If not explicitly told otherwise, RASM always generates relocations relative to a segment, even if the segment is part of a group. In the following example, the offset stored in SI is the offset relative to the segment data, not gelative to the dgroup that data is part of.

DGROUP GROUP DATA
DATA SEGMENT
MSG DB 'HELLO'
DATA ENDS
CODE
    ...
    MOV SI,OFFSET MSG
    ...
CODE ENDS

This behaviour matches the behaviour of MASM versions up to 5.1. MASM 6 changed this to by default generate relocations relative to the group a segment is part of, and JWasm does so either.

The EDRDOS kernel source, prior to switching to JWasm, made use of the FIXUPP utility under the ltools directory to alter the generated .obj files by rewriting segment relative relocations to group relative relocations for segments which are part of a group. Since using JWasm, this is not necessary anymore.

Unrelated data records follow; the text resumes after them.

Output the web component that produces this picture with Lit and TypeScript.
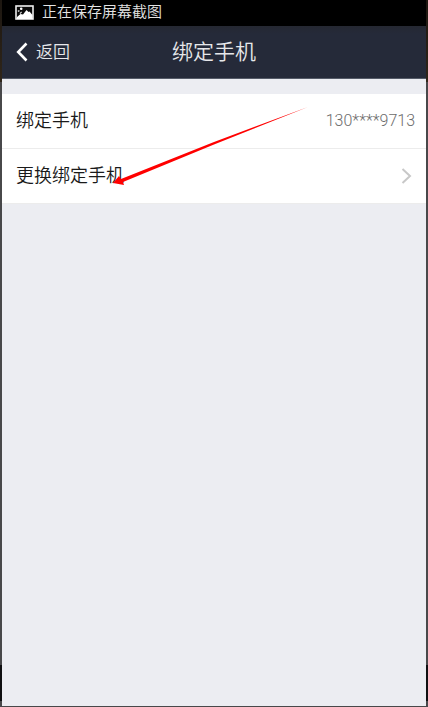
import { LitElement, html, css } from "lit";
import { customElement, property } from "lit/decorators.js";

@customElement("status-bar")
class StatusBar extends LitElement {
  @property() message = "";

  static styles = css`
    :host {
      display: flex;
      align-items: center;
      gap: 8px;
      height: 26px;
      padding: 0 13px 2px;
      box-sizing: border-box;
      background: #000;
      color: #e4e4e4;
      font-size: 15px;
      font-weight: 350;
      line-height: 24px;
    }
    .icon {
      display: block;
      flex: none;
    }
  `;

  render() {
    return html`
      <svg class="icon" width="19" height="15" viewBox="0 0 19 15" aria-hidden="true">
        <rect x="1" y="1" width="17" height="13" fill="#0a0a0a" stroke="#eee" stroke-width="1.6" />
        <path d="M2 14V12L5.5 9L8 9.5L11.5 5L13.5 7L14.5 6.5L17.5 10V14Z" fill="#fff" />
        <circle cx="6.2" cy="3.8" r="1.3" fill="#fff" />
        <path d="M2.8 6.4L4.4 5.6M5 8.6L6.6 6.8" stroke="#ddd" stroke-width="1.2" />
      </svg>
      <span>${this.message}</span>
    `;
  }
}

@customElement("nav-header")
class NavHeader extends LitElement {
  @property() heading = "";

  static styles = css`
    :host {
      display: grid;
      grid-template-columns: 1fr auto 1fr;
      align-items: center;
      height: 53px;
      box-sizing: border-box;
      padding: 0 12px;
      border-bottom: 1px solid #555b68;
      background: linear-gradient(#252832, #252a39 8px);
      color: #e6e7ea;
      font-weight: 350;
    }
    .back {
      display: flex;
      align-items: center;
      justify-self: start;
      gap: 8px;
      padding: 0;
      border: 0;
      background: none;
      color: inherit;
      font: inherit;
      font-size: 17px;
      line-height: 24px;
    }
    .chevron {
      display: block;
    }
    .heading {
      margin: 0;
      font-size: 21px;
      font-weight: inherit;
      line-height: 30px;
    }
  `;

  render() {
    return html`
      <button class="back" type="button">
        <svg class="chevron" width="14" height="20" viewBox="0 0 14 20" aria-hidden="true">
          <path d="M12.5 1.5L4.2 10L12.5 18.5" fill="none" stroke="#fff" stroke-width="2.6" />
        </svg>
        <span>返回</span>
      </button>
      <h1 class="heading">${this.heading}</h1>
    `;
  }
}

@customElement("app-root")
class AppRoot extends LitElement {
  static styles = css`
    :host {
      display: flex;
      flex-direction: column;
      min-height: 100vh;
      box-sizing: border-box;
      border: solid #48484a;
      border-width: 0 2px 1px;
      border-image: linear-gradient(#1c1610, #30261a 84px, #48484a 84px, #48484a 94%, #101012 94%, #101012 99%, #48484a 99%) 2;
      background: #ecedf2;
      font-family: Roboto, "Noto Sans CJK SC", sans-serif;
    }
    .list {
      position: relative;
      margin-top: 15px;
      background: #fff;
      color: #1a1a1a;
      font-size: 18px;
      font-weight: 350;
      line-height: 26px;
    }
    .row {
      display: flex;
      align-items: center;
      justify-content: space-between;
      width: 100%;
      height: 55px;
      box-sizing: border-box;
      padding: 0 11px 0 14px;
      border: 0;
      border-bottom: 1px solid #ececec;
      background: none;
      color: inherit;
      font: inherit;
      text-align: left;
    }
    .number {
      color: #6c6c6c;
      font-size: 16px;
      font-weight: 300;
    }
    .more {
      display: block;
      margin-right: 3px;
    }
    .pointer {
      position: absolute;
      top: 12px;
      left: 110px;
      pointer-events: none;
    }
  `;

  render() {
    return html`
      <status-bar message="正在保存屏幕截图"></status-bar>
      <nav-header heading="绑定手机"></nav-header>
      <main class="list">
        <div class="row">
          <span>绑定手机</span>
          <span class="number">130****9713</span>
        </div>
        <button class="row" type="button">
          <span>更换绑定手机</span>
          <svg class="more" width="12" height="18" viewBox="0 0 12 18" aria-hidden="true">
            <path d="M2.5 2L10 9L2.5 16" fill="none" stroke="#c8c8c8" stroke-width="2" />
          </svg>
        </button>
        <svg class="pointer" width="198" height="82" viewBox="0 0 198 82" aria-hidden="true">
          <path d="M1 77L7 70L9 73L102 36L196 1L102 38.4L11 76L12 79Z" fill="#f00" />
        </svg>
      </main>
    `;
  }
}
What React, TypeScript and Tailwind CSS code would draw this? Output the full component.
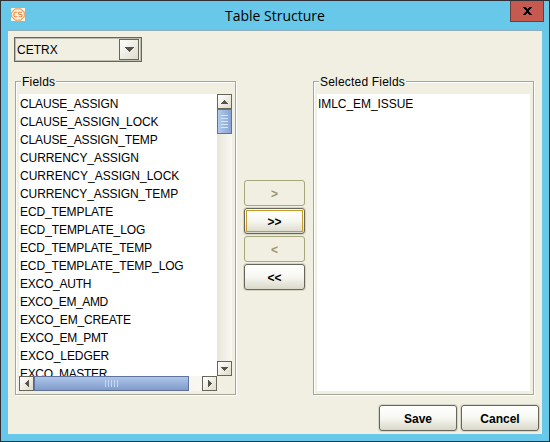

Linker specific: empty segments

Segments may be created in the JWasm source files solely for assigning external symbols to them, making them zero-sized, like the following:

BDOS_DATA	SEGMENT PUBLIC WORD 'DATA'
    EXTRN	DCNT:WORD
    EXTRN	FDOS_PB:WORD
BDOS_DATA	ENDS

However, if these segments have an alignment other than byte given, at least WLINK 1.9 and v2 seem to handle this differently. WLINK 1.9 aligns the segment in the produced output even if it has no data in it. This sometimes adds unneccessary zero bytes to the output. WLINK v2 does not seem to do this. To prevent this, define segments containing only external definitions to be byte-aligned.